Teenagers…a strange new breed. Well, to me anyway. 

I’ve struggled at times with the various phases my children have gone through, like most parents I suspect.  I loved the newborn phase; the toddler phase nearly killed me. Twice. And now, I find myself being catapulted in to the teenage phase at a rate of knotts.

I don’t know how it happened – how my gorgeous, innocent, sweet little girl has morphed into this unfamiliar new breed.

I know that throughout time, parents have always struggled to understand teenage behaviour, and in my teenage years, it was no different. But now I find myself knee deep in teenage hormones and attitude, I can honestly say I really don’t know what the ‘rules’ are. 

When they are little, and they do something ‘naughty’, you sit them on the ‘naughty step’. Simples. But what about when they are as tall as you, and are throwing a teenage hissy fit because you won’t let them get their tongue pierced at 12 1/2 years old? (OK, I made that up. This hasn’t come up. Yet.)  One thing’s for sure – the naughty step isn’t going to work.

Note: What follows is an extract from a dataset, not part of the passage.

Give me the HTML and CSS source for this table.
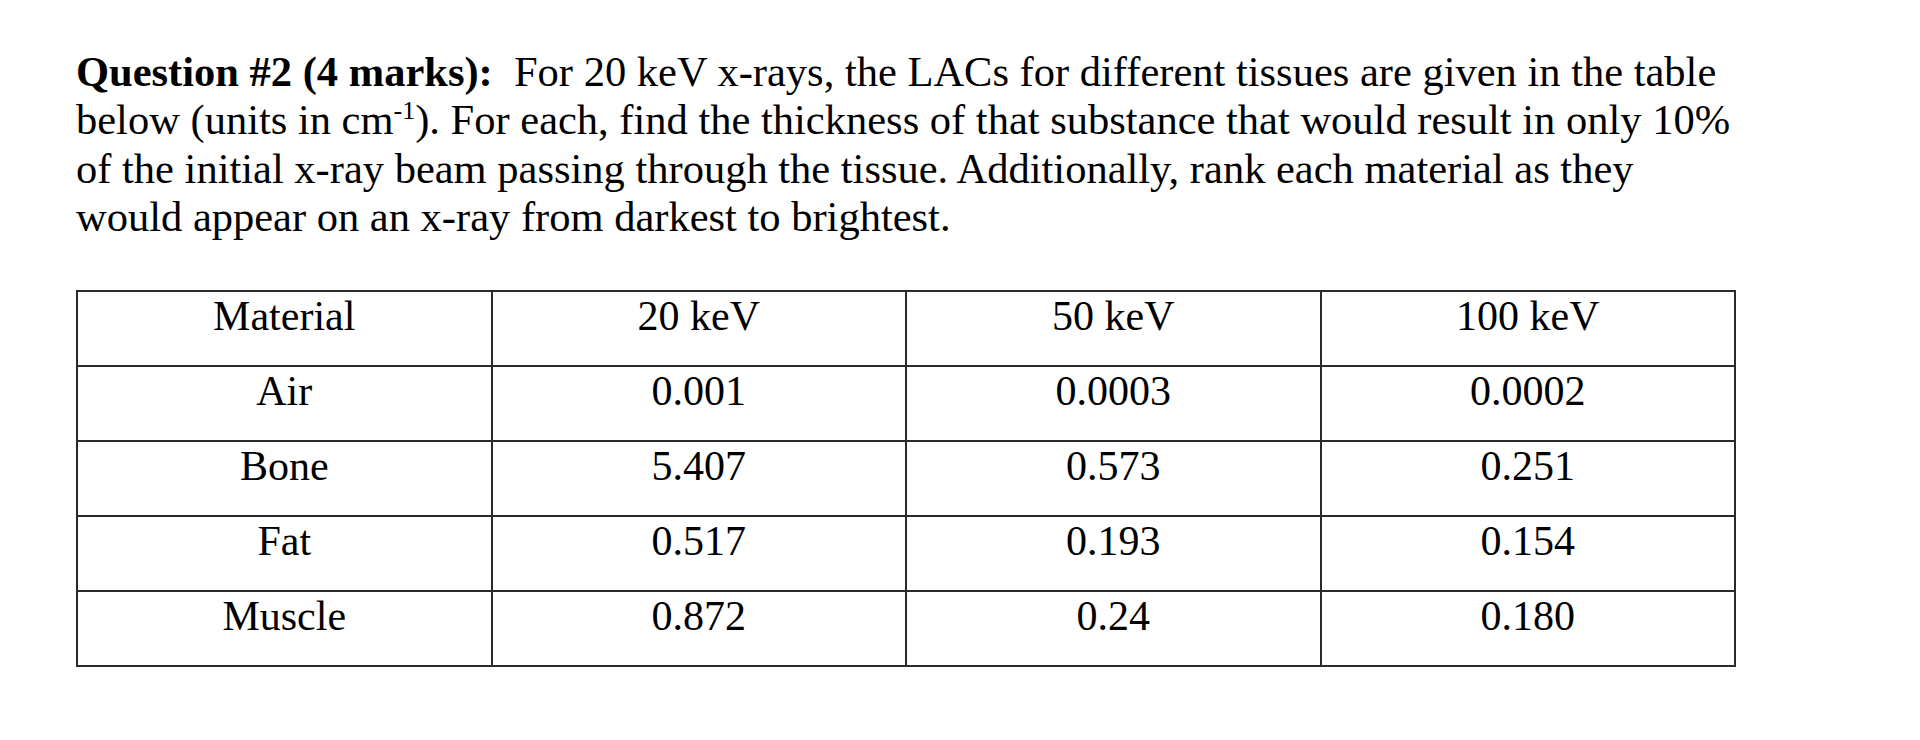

There obviously has to be different sanctions involved for this group of devil’s spawn little darlings. I’ve discovered one place you can really hit a teenager where it hurts is to take away their very point in existing phone. They don’t like this.  At all. Grounding them is an obvious one which they also don’t like. The reaction you get is like you’ve switched off the air/Wifi. THEY ARE JUST GOING TO DIE.

It’s fair to say that Hubby and I have stared blankly at each other on countless occasions as we try to decide if we’ll let her go to such and such place. There seems to be new requests coming at us on almost a daily basis. She seems in such a rush to grow up, and us, her ever-loving parents would walk over hot coals to stop the clocks, just for a bit.

But you try telling a teenager that.

Although a lot of the fears are the same as when I was a teenager; drugs, alcohol, boys etc., the obvious added extra is the minefield of social media. This is where the pressure on parents and young people is taken to a whole new level. It’s a scary world online. Apart from the obvious dangers of online predators, what’s scary about it all is the amount of influence over our children the Internet seems to have. Long gone are the days when all parents had to worry about was their children being influenced by MTV or such like. Nowadays, children hold the things they see online in such high regard and if you try to tell them otherwise, they think you’re an idiot.

So why am I saying all this? I don’t know really. Just that it’s all come as a bit of a shock. To me at least. And parenting a teenager is HARD. And I realise I’m only really just starting out. I’m still very much an amateur. 

The saddest thing, is that it doesn’t seem like 5 minutes ago that as her mum, I was her whole world. (Alright, her dad might feature somewhere in there too.). But now, there are times I feel more like the ‘fun police’ than ever.  It’s true what they say though, I’m not her friend. I am her parent and if she likes me, I’m doing it wrong.

I’ll just say this: for all other parents who are just entering the twilight zone teenage era, you are not alone. I don’t know what I’m doing either lol. But as long as I know that there are other parents out there like me who are doing the best they can for this strange breed of human, trying to raise them right, to be kind, honest and a good person, then I shall continue with my endeavours whether that makes me popular or not.

My advice to anyone who isn’t quite at this phase yet, is to cherish every moment with your pre-teen. Make the most of every hug, kiss and ‘I love you’. It’s not long at all until all you are to them is an embarrassment. 🙈 I asked my daughter the other day if she wanted to go over to the tennis courts for a knock about with me and she said, “no, someone might see us”.  My heart literally snapped in half. 😢 💔

But at the end of the day, this is just another phase that us parents get to negotiate our way through. It won’t last forever and one day I will probably miss this phase just as much as I miss the toddler phase. And if all else fails, I suppose I could consider this a practise run and have another crack at it with child 2 when she becomes an irrational walking hormone teenager.

Thanks for reading and good luck to other parents of this strange breed.